- _What you are asked to do_:
Everything from the first line of the records to the line containing "Inteligentes para<br>Negócios Inteligentes</div>", inclusive, is to be extracted exactly, and nothing more.

(Entries with page source code)
==============================

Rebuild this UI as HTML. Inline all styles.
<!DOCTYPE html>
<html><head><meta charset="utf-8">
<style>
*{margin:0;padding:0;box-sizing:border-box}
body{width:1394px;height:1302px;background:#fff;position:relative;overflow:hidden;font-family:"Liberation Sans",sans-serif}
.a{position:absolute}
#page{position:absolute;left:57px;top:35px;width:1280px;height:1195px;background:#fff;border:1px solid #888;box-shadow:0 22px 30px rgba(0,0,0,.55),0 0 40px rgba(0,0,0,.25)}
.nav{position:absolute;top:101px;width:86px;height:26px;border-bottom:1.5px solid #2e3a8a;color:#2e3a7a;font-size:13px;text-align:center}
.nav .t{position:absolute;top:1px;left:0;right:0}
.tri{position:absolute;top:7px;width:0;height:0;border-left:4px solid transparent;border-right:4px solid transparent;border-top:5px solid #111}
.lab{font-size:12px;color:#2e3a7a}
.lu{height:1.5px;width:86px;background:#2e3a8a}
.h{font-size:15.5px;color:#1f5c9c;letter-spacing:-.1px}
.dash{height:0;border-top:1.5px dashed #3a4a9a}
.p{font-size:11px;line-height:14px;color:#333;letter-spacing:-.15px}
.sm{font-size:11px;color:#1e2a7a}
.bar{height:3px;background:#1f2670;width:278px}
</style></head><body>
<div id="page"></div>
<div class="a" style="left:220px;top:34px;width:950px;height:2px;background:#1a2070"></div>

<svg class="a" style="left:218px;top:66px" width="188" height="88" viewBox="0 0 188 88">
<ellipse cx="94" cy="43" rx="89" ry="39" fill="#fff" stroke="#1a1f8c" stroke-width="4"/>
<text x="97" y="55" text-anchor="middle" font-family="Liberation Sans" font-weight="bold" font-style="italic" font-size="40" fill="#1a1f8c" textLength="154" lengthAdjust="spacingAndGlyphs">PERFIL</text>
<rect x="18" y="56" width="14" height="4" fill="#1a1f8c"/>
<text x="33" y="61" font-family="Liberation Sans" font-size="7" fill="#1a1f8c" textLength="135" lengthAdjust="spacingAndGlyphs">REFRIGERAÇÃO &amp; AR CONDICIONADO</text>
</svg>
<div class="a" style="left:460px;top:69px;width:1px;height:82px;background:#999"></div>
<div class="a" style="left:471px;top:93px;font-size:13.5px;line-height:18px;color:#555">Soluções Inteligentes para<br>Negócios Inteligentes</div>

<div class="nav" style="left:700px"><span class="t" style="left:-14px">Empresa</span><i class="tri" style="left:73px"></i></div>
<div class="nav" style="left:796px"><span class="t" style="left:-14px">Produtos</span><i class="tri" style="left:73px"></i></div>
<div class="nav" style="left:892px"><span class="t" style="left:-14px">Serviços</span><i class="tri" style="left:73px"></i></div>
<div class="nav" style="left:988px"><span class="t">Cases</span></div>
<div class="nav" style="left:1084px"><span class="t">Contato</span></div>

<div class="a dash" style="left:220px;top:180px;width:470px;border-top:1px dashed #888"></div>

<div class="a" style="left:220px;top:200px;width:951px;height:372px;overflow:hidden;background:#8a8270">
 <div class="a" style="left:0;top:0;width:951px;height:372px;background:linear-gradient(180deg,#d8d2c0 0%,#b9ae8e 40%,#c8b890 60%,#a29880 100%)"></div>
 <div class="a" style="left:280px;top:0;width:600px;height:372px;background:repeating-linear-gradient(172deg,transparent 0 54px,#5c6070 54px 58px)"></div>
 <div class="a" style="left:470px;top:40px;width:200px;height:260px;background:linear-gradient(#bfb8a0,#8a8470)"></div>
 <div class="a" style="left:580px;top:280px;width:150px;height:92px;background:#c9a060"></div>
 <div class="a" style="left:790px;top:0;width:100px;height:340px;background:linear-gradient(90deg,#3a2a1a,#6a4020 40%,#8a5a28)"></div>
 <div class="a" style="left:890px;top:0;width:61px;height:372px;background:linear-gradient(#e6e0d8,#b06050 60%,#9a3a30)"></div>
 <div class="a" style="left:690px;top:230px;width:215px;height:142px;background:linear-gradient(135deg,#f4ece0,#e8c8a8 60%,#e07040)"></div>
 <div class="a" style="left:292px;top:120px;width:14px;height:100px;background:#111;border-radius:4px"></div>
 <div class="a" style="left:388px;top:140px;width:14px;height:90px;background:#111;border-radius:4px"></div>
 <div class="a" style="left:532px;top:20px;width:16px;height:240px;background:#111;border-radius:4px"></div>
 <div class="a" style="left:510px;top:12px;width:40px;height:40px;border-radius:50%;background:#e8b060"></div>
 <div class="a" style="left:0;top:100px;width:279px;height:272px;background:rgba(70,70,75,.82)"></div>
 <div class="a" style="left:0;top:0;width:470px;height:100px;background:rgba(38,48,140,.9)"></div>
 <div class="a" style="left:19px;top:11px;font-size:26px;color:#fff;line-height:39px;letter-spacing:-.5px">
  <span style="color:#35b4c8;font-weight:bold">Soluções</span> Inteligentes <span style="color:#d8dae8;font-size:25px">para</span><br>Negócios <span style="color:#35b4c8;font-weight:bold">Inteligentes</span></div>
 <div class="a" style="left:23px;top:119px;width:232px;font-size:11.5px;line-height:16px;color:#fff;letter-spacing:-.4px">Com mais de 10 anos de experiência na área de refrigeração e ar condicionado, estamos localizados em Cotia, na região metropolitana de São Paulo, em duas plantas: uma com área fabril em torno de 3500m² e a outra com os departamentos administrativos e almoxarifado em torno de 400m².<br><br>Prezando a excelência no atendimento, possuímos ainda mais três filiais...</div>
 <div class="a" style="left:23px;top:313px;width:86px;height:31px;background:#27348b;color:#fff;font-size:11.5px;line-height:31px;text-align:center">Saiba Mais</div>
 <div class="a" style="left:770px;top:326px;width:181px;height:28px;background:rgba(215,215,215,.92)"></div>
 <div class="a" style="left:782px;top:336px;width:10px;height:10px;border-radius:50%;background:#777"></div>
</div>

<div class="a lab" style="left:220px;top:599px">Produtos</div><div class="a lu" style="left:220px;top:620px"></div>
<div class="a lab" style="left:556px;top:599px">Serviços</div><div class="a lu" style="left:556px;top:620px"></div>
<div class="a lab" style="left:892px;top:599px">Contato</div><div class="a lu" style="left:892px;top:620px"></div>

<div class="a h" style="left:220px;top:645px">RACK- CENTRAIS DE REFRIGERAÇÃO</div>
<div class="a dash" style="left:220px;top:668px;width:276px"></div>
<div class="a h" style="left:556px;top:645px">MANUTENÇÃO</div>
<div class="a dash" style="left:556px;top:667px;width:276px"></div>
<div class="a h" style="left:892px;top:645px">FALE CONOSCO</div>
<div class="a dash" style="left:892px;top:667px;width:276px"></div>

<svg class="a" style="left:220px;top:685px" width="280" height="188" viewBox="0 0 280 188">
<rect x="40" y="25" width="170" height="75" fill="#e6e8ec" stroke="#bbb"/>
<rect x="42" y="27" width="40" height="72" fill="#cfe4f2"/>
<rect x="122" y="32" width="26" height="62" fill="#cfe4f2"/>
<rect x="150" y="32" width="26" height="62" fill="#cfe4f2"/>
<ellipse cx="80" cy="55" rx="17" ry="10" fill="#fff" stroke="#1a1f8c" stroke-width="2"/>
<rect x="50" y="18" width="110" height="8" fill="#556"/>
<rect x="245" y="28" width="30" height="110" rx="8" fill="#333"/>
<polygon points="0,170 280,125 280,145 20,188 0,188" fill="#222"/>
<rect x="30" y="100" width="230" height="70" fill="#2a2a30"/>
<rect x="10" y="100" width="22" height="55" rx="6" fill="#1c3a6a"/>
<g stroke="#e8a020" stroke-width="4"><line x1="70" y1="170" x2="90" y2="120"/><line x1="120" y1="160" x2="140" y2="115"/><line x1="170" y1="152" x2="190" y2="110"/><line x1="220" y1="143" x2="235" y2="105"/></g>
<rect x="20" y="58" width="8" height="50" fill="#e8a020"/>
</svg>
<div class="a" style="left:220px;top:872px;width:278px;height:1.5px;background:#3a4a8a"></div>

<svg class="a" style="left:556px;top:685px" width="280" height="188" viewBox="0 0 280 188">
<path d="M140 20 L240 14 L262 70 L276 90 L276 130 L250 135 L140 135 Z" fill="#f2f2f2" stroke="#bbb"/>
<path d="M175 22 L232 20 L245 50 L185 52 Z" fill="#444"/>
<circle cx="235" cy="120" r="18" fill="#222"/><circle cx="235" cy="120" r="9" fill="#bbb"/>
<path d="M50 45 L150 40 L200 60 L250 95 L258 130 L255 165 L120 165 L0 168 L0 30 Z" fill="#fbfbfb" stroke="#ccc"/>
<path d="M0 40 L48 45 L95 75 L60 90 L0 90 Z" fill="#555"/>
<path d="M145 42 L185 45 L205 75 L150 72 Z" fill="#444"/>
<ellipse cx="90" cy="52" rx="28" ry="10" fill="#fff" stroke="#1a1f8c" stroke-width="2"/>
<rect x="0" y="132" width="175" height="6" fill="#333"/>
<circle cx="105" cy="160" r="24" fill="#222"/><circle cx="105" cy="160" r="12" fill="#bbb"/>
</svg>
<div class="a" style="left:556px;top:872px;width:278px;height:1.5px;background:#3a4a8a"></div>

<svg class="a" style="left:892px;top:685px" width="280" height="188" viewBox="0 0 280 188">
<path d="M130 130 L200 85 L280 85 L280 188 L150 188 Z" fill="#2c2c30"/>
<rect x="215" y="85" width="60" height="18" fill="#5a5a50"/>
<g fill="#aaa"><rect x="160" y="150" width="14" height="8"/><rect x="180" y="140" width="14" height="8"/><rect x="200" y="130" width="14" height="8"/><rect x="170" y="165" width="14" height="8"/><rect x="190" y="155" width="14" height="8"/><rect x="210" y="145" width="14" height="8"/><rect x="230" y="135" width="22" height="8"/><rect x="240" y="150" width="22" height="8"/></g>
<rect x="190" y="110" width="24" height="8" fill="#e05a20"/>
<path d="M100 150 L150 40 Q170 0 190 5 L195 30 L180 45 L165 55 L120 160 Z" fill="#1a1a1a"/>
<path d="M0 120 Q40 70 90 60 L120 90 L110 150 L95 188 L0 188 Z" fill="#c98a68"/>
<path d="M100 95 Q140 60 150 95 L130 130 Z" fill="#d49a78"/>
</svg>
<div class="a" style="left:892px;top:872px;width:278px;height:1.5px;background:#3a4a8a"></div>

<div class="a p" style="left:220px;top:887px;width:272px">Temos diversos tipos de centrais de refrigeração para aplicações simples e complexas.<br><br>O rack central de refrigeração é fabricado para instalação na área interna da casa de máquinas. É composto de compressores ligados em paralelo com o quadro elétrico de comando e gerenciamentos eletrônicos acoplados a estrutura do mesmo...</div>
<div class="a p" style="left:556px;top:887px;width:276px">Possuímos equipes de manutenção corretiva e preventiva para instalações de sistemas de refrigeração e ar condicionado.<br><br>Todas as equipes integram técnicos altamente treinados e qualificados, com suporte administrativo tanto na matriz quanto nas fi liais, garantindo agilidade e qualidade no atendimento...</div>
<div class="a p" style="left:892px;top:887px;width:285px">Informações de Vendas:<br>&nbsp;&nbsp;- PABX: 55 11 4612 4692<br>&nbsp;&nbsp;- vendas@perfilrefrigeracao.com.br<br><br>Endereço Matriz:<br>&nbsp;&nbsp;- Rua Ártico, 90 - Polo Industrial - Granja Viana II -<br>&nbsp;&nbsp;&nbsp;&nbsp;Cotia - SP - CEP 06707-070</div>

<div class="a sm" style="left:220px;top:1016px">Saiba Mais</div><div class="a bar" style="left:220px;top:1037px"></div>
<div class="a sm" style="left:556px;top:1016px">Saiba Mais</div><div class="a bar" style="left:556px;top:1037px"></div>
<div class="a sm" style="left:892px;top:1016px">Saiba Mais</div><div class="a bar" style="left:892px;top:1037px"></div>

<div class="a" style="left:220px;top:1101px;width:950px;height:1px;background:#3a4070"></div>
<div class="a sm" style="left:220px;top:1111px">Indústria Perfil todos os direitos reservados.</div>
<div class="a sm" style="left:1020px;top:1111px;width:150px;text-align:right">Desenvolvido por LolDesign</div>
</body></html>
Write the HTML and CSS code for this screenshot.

==============================

- _Answer to the problem_:
Rebuild this UI as HTML. Inline all styles.
<!DOCTYPE html>
<html><head><meta charset="utf-8">
<style>
*{margin:0;padding:0;box-sizing:border-box}
body{width:1394px;height:1302px;background:#fff;position:relative;overflow:hidden;font-family:"Liberation Sans",sans-serif}
.a{position:absolute}
#page{position:absolute;left:57px;top:35px;width:1280px;height:1195px;background:#fff;border:1px solid #888;box-shadow:0 22px 30px rgba(0,0,0,.55),0 0 40px rgba(0,0,0,.25)}
.nav{position:absolute;top:101px;width:86px;height:26px;border-bottom:1.5px solid #2e3a8a;color:#2e3a7a;font-size:13px;text-align:center}
.nav .t{position:absolute;top:1px;left:0;right:0}
.tri{position:absolute;top:7px;width:0;height:0;border-left:4px solid transparent;border-right:4px solid transparent;border-top:5px solid #111}
.lab{font-size:12px;color:#2e3a7a}
.lu{height:1.5px;width:86px;background:#2e3a8a}
.h{font-size:15.5px;color:#1f5c9c;letter-spacing:-.1px}
.dash{height:0;border-top:1.5px dashed #3a4a9a}
.p{font-size:11px;line-height:14px;color:#333;letter-spacing:-.15px}
.sm{font-size:11px;color:#1e2a7a}
.bar{height:3px;background:#1f2670;width:278px}
</style></head><body>
<div id="page"></div>
<div class="a" style="left:220px;top:34px;width:950px;height:2px;background:#1a2070"></div>

<svg class="a" style="left:218px;top:66px" width="188" height="88" viewBox="0 0 188 88">
<ellipse cx="94" cy="43" rx="89" ry="39" fill="#fff" stroke="#1a1f8c" stroke-width="4"/>
<text x="97" y="55" text-anchor="middle" font-family="Liberation Sans" font-weight="bold" font-style="italic" font-size="40" fill="#1a1f8c" textLength="154" lengthAdjust="spacingAndGlyphs">PERFIL</text>
<rect x="18" y="56" width="14" height="4" fill="#1a1f8c"/>
<text x="33" y="61" font-family="Liberation Sans" font-size="7" fill="#1a1f8c" textLength="135" lengthAdjust="spacingAndGlyphs">REFRIGERAÇÃO &amp; AR CONDICIONADO</text>
</svg>
<div class="a" style="left:460px;top:69px;width:1px;height:82px;background:#999"></div>
<div class="a" style="left:471px;top:93px;font-size:13.5px;line-height:18px;color:#555">Soluções Inteligentes para<br>Negócios Inteligentes</div>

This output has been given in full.